The vast majority of Republican voters ; some but not all elected Republicans, and a select few Democratic politicians who have defied the party establishment and stuck with their long-time colleague.
The most noteworthy local endorsement Lieberman has is from U.S. Rep. Christopher Shays (R, 4th district), whose district includes Fairfield.
Former Republican Congressman Jack Kemp, the vice presidential nomination in the 1996 election, has announced he will come to Connecticut to campaign with Lieberman.
5. Who is supporting Lamont?
Contrary to its primary endorsement for Lieberman, the entire Democratic establishment. That includes the Democratic National Committee, the Democratic Senatorial Campaign Committee, and strangely, Sen. Christopher Dodd, the senior senator from Connecticut and a long-time friend and ally of Lieberman.
Every elected Democrat in Connecticut endorsed Lieberman in the primary but switched allegiances to Lamont after he won the primary.
Former Senator John Edwards, the party’s 2004 nominee for vice president, was in New Haven in July to stump for Lamont.
6. Who is supporting Schlesinger?
Amazingly, virtually no one. While he is the official endorsed candidate of the Republican Party in Connecticut, Schlesinger has been endorsed by neither the Republican National Committee nor the White House, a snubbing that almost never occurs in partisan politics.

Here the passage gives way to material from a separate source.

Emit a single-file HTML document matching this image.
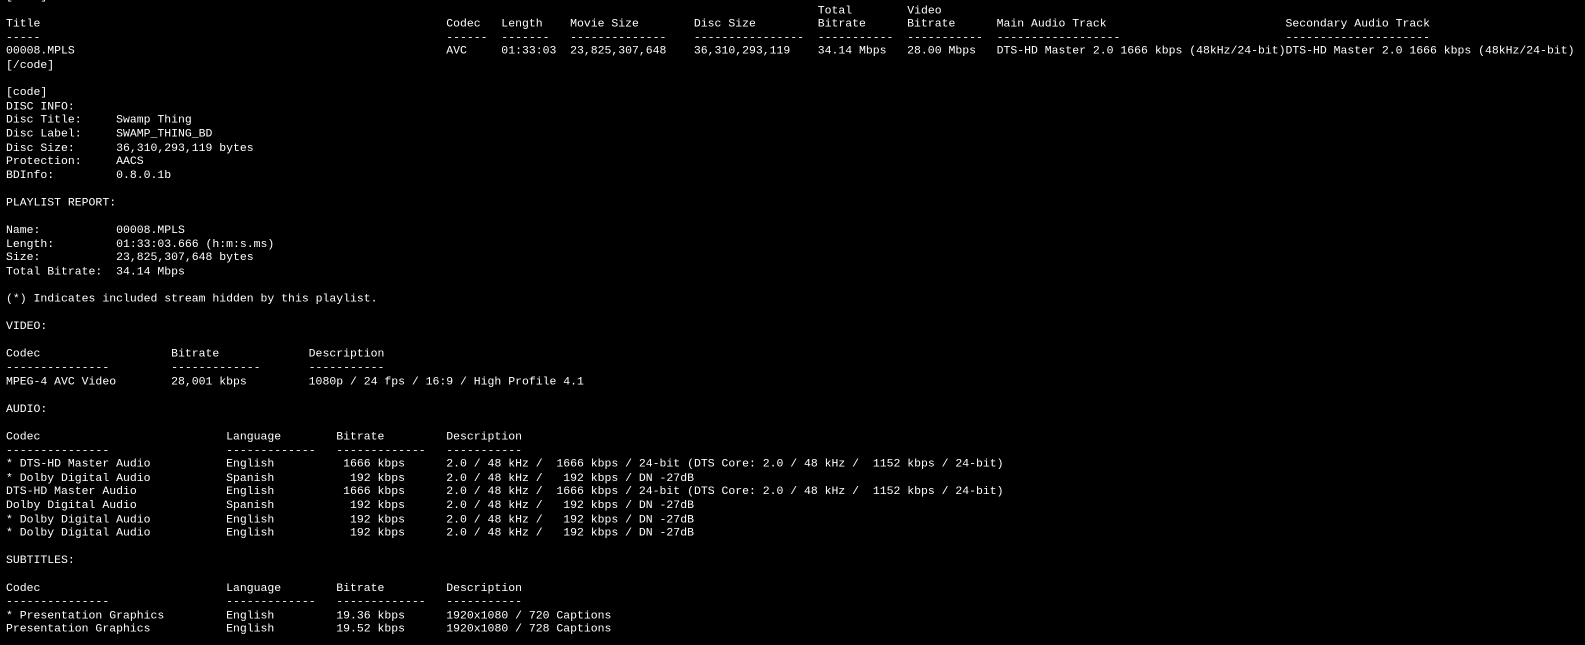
<!DOCTYPE html>
<html><head><meta charset="utf-8"><style>
html,body{margin:0;padding:0;background:#000;width:1585px;height:645px;overflow:hidden}
pre{margin:-9.4px 0 0 6px;font-family:"Liberation Mono",monospace;font-size:11.333px;line-height:13.6px;color:#fff;white-space:pre;transform:scale(1.012);transform-origin:0 0}
i{font-style:normal;display:inline-block;white-space:pre}
.w64{width:64ch}.w8{width:8ch}.w10{width:10ch}.w18{width:18ch}.w13{width:13ch}.w42{width:42ch}
.w24{width:24ch}.w20{width:20ch}.w32{width:32ch}.w16{width:16ch}.w118{width:118ch}
</style></head><body><pre>[code]
<i class="w118"></i><i class="w13">Total</i>Video
<i class="w64">Title</i><i class="w8">Codec</i><i class="w10">Length</i><i class="w18">Movie Size</i><i class="w18">Disc Size</i><i class="w13">Bitrate</i><i class="w13">Bitrate</i><i class="w42">Main Audio Track</i>Secondary Audio Track
<i class="w64">-----</i><i class="w8">------</i><i class="w10">-------</i><i class="w18">--------------</i><i class="w18">----------------</i><i class="w13">-----------</i><i class="w13">-----------</i><i class="w42">------------------</i>---------------------
<i class="w64">00008.MPLS</i><i class="w8">AVC</i><i class="w10">01:33:03</i><i class="w18">23,825,307,648</i><i class="w18">36,310,293,119</i><i class="w13">34.14 Mbps</i><i class="w13">28.00 Mbps</i><i class="w42">DTS-HD Master 2.0 1666 kbps (48kHz/24-bit)</i>DTS-HD Master 2.0 1666 kbps (48kHz/24-bit)
[/code]

[code]
DISC INFO:
Disc Title:     Swamp Thing
Disc Label:     SWAMP_THING_BD
Disc Size:      36,310,293,119 bytes
Protection:     AACS
BDInfo:         0.8.0.1b

PLAYLIST REPORT:

Name:           00008.MPLS
Length:         01:33:03.666 (h:m:s.ms)
Size:           23,825,307,648 bytes
Total Bitrate:  34.14 Mbps

(*) Indicates included stream hidden by this playlist.

VIDEO:

<i class="w24">Codec</i><i class="w20">Bitrate</i>Description
<i class="w24">---------------</i><i class="w20">-------------</i>-----------
<i class="w24">MPEG-4 AVC Video</i><i class="w20">28,001 kbps</i>1080p / 24 fps / 16:9 / High Profile 4.1

AUDIO:

<i class="w32">Codec</i><i class="w16">Language</i><i class="w16">Bitrate</i>Description
<i class="w32">---------------</i><i class="w16">-------------</i><i class="w16">-------------</i>-----------
<i class="w32">* DTS-HD Master Audio</i><i class="w16">English</i><i class="w16"> 1666 kbps</i>2.0 / 48 kHz /  1666 kbps / 24-bit (DTS Core: 2.0 / 48 kHz /  1152 kbps / 24-bit)
<i class="w32">* Dolby Digital Audio</i><i class="w16">Spanish</i><i class="w16">  192 kbps</i>2.0 / 48 kHz /   192 kbps / DN -27dB
<i class="w32">DTS-HD Master Audio</i><i class="w16">English</i><i class="w16"> 1666 kbps</i>2.0 / 48 kHz /  1666 kbps / 24-bit (DTS Core: 2.0 / 48 kHz /  1152 kbps / 24-bit)
<i class="w32">Dolby Digital Audio</i><i class="w16">Spanish</i><i class="w16">  192 kbps</i>2.0 / 48 kHz /   192 kbps / DN -27dB
<i class="w32">* Dolby Digital Audio</i><i class="w16">English</i><i class="w16">  192 kbps</i>2.0 / 48 kHz /   192 kbps / DN -27dB
<i class="w32">* Dolby Digital Audio</i><i class="w16">English</i><i class="w16">  192 kbps</i>2.0 / 48 kHz /   192 kbps / DN -27dB

SUBTITLES:

<i class="w32">Codec</i><i class="w16">Language</i><i class="w16">Bitrate</i>Description
<i class="w32">---------------</i><i class="w16">-------------</i><i class="w16">-------------</i>-----------
<i class="w32">* Presentation Graphics</i><i class="w16">English</i><i class="w16">19.36 kbps</i>1920x1080 / 720 Captions
<i class="w32">Presentation Graphics</i><i class="w16">English</i><i class="w16">19.52 kbps</i>1920x1080 / 728 Captions
</pre></body></html>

In the latest Quinnipiac University Poll, Schlesinger was supported by only four percent of voters, a status normally reserved for little-known third party candidates whose candidacies make little to no difference in elections.
7. What will happen after the election?
It depends. Lieberman has promised to caucus with the Democrats if he wins, so the result of the election will have no impact on the balance of power between the two parties.
If Lieberman holds onto his lead in the polls, the biggest issue he will face will be mending fences with his fellow Democrats in Washington – an issue that, while personally difficult, is unlikely to significantly alter the political landscape in Washington.
But if Lamont wins – and his chances are realistic at the very least – his victory could have an impact on who the party nominates for president in 2008.
Prospective presidential candidates are already telling anyone who will listen that President Bush is wrong on the war. If Lamont wins, analysts say, his victory would send a message to Democrats that will be heard loud and clear throughout the country: support the war, and you won’t be elected.